**Task goal:** Scan the material below for the string "components", and copy every line where it shows up.

**Data excerpt:**

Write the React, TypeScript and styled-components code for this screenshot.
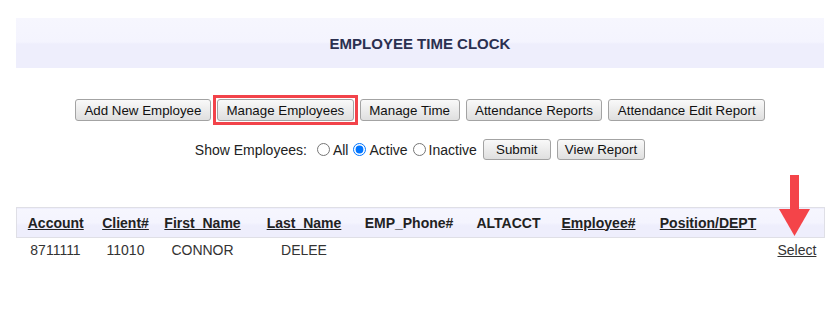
import React from "react";
import styled, { createGlobalStyle } from "styled-components";

const GlobalStyle = createGlobalStyle`
  body {
    margin: 0;
    background: #fff;
    font-family: "Liberation Sans", Arial, sans-serif;
    color: #222;
  }
`;

const Page = styled.div`
  position: relative;
  width: 808px;
  padding: 18px 0 0 16px;
`;

const TitleBar = styled.div`
  height: 50px;
  display: flex;
  align-items: center;
  justify-content: center;
  background: linear-gradient(#f6f6fe 0%, #f4f4fe 48%, #eeeefc 52%, #eeeefc 100%);
`;

const Title = styled.h1`
  margin: 0;
  font-size: 15px;
  font-weight: bold;
  color: #2b3050;
`;

const ButtonRow = styled.div`
  display: flex;
  justify-content: center;
  align-items: center;
  gap: 6px;
  margin-top: 31px;
`;

const Highlight = styled.span`
  display: flex;
  padding: 1px;
  margin: -4px;
  border: 3px solid #f2434a;
`;

const FilterRow = styled.div`
  display: flex;
  justify-content: center;
  align-items: center;
  margin-top: 18px;
  font-size: 14px;
  color: #222;
`;

const Label = styled.span`
  margin-right: 5px;
`;

const RadioLabel = styled.label`
  display: inline-flex;
  align-items: center;

  input {
    margin: 0 3px 0 5px;
    width: 13px;
    height: 13px;
  }
`;

const Button = styled.button<{ $width?: number }>`
  height: 22px;
  width: ${p => (p.$width ? `${p.$width}px` : "auto")};
  padding: 0 8.5px;
  font-family: "Liberation Sans", Arial, sans-serif;
  font-size: 13.33px;
  color: #111;
  background: linear-gradient(#f9f9f9, #dfdfdf);
  border: 1px solid #a3a3a3;
  border-radius: 3px;
`;

const SmallButton = styled(Button)`
  height: 21px;
  margin-left: 6px;
  padding: 0 7px;
`;

const Table = styled.table`
  margin-top: 47px;
  width: 808px;
  border-collapse: collapse;
  table-layout: fixed;
  font-size: 14px;
`;

const HeadRow = styled.tr`
  background: linear-gradient(#f6f6fe 0%, #f4f4fe 48%, #eeeefc 60%, #eeeefc 100%);
  border: 1px solid #dfdfe6;
`;

const Th = styled.th<{ $link?: boolean }>`
  height: 29px;
  padding: 0;
  text-align: center;
  font-weight: bold;
  color: #222;
  text-decoration: ${p => (p.$link ? "underline" : "none")};
`;

const Td = styled.td<{ $right?: boolean }>`
  height: 24px;
  padding: 0 ${p => (p.$right ? "9px" : "0")} 0 0;
  text-align: ${p => (p.$right ? "right" : "center")};
  color: #333;
`;

const SelectLink = styled.a`
  color: #333;
  text-decoration: underline;
`;

const Arrow = styled.svg`
  position: absolute;
  left: 779px;
  top: 175px;
`;

const columns = [
  { w: 78, label: "Account", link: true },
  { w: 62, label: "Client#", link: true },
  { w: 92, label: "First_Name", link: true },
  { w: 111, label: "Last_Name", link: true },
  { w: 99, label: "EMP_Phone#", link: false },
  { w: 100, label: "ALTACCT", link: false },
  { w: 80, label: "Employee#", link: true },
  { w: 139, label: "Position/DEPT", link: true },
  { w: 47, label: "", link: false },
];

const row = ["8711111", "11010", "CONNOR", "DELEE", "", "", "", ""];

const App = () => (
  <>
    <GlobalStyle />
    <Page>
      <TitleBar>
        <Title>EMPLOYEE TIME CLOCK</Title>
      </TitleBar>

      <ButtonRow>
        <Button>Add New Employee</Button>
        <Highlight>
          <Button>Manage Employees</Button>
        </Highlight>
        <Button>Manage Time</Button>
        <Button>Attendance Reports</Button>
        <Button>Attendance Edit Report</Button>
      </ButtonRow>

      <FilterRow>
        <Label>Show Employees:</Label>
        <RadioLabel>
          <input type="radio" name="show" />All
        </RadioLabel>
        <RadioLabel>
          <input type="radio" name="show" defaultChecked />Active
        </RadioLabel>
        <RadioLabel>
          <input type="radio" name="show" />Inactive
        </RadioLabel>
        <SmallButton $width={68}>Submit</SmallButton>
        <SmallButton>View Report</SmallButton>
      </FilterRow>

      <Table>
        <colgroup>
          {columns.map((c, i) => (
            <col key={i} style={{ width: c.w }} />
          ))}
        </colgroup>
        <thead>
          <HeadRow>
            {columns.map((c, i) => (
              <Th key={i} $link={c.link}>
                {c.label}
              </Th>
            ))}
          </HeadRow>
        </thead>
        <tbody>
          <tr>
            {row.map((v, i) => (
              <Td key={i}>{v}</Td>
            ))}
            <Td $right>
              <SelectLink href="#">Select</SelectLink>
            </Td>
          </tr>
        </tbody>
      </Table>

      <Arrow width="31" height="61" viewBox="0 0 31 61">
        <rect x="11" y="0" width="9" height="35" fill="#f44449" />
        <polygon points="0,34 31,34 15.5,61" fill="#f44449" />
      </Arrow>
    </Page>
  </>
);

export default App;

**Task response:**
Write the React, TypeScript and styled-components code for this screenshot.
import styled, { createGlobalStyle } from "styled-components";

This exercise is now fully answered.